Hardly have we set foot on the other bank of the Baviaans, than our little commando runs up against Chungwa’s army. They give us a good drubbing. Most of the Caffre riflemen perish. Stoffel Botha is captured and Chungwa drags him to the drostdy. There the blackguard blurts out all our plans. How we wanted to drive the English from the Colony, how we would drag all the commissioners all the way to Caffraria and there do unto them what was done unto our comrades in the Castle and how, in the new Englishless republic, Krieger would be general and I would be king.

After our defeat against Chungwa we wipe our bloody noses. We’re not too shamefaced: We were not even ten Christian guns and a handful of Caffres against a whole horde. We ride back to our camp on the Keiskamma, back to the goddam hallelujahs.

If you as much as look askance at the grass, it catches fire. Our cattle are lean; food is scarce. I haven’t even unsaddled, when Kemp comes running up to me to jabber about Sara, Bezuidenhout’s wife. The little converted Hottentot girl is inseparable from Kemp these days. Even now I can see her standing and spying on our talk. She, too, is the one who dares tell Kemp what no one else, myself included, feels up to telling him: how the Christians, every time he goes to piss or pray in the bush, slip into his tent and rob him – smaller stuff than what Ngqika is forever absconding with, but more chronically. Bezuidenhout’s little wife is quite appealing, I can see why Kemp is so taken with her. She hovers about him like one of his flies, zooming incessantly and fluttering on about sin and hell and punishment and everything that tickles a preacher’s prick.

I see the other Christians watching when I’m talking so earnestly with Kemp. The soul-scavenger tells me excitedly that in my absence Maria also decided that she was in need of salvation. Kemp just can’t stay away from a married woman. To each his own, I suppose. But he’d better watch himself if he wants to meddle with Maria’s soul. When I go and look up my family, Maria and Nombini say I should get out of the way, they’re cooking lunch. The children don’t seem to have noticed that I was gone.
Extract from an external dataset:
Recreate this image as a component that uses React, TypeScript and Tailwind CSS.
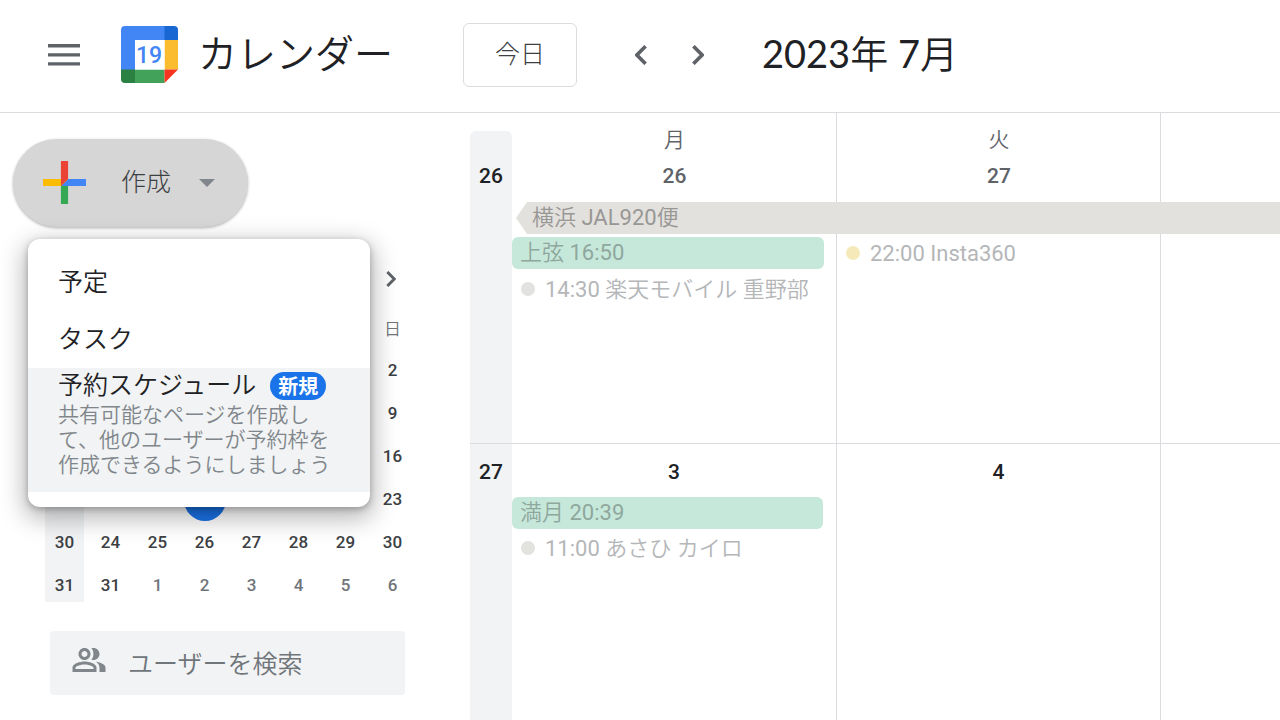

On 11 August we trek on to a site lower down on the Keiskamma. That night the Christians sit around a fire squabbling about what to do with Kemp. They are still smarting from the defeat against Chungwa and another revolution gone to glory. The war is raging about us, they say. Why does the missionary lure all that is Hotnot and Caffre to us in order to convert them? He sows strange seeds in their wives’ heads. Claims not to want to baptise Faber’s child because he and his woman Leentjie carry on like Heathens. He must die, they say. It takes all my sweet-talking to have the old man’s life spared. On the 16th we move four miles to the east, still further down the river, cross it twice and eventually camp on the lusher left bank. Late at night the whole of the camp to a man is wielding torches to scare off the plaguy hippopotami.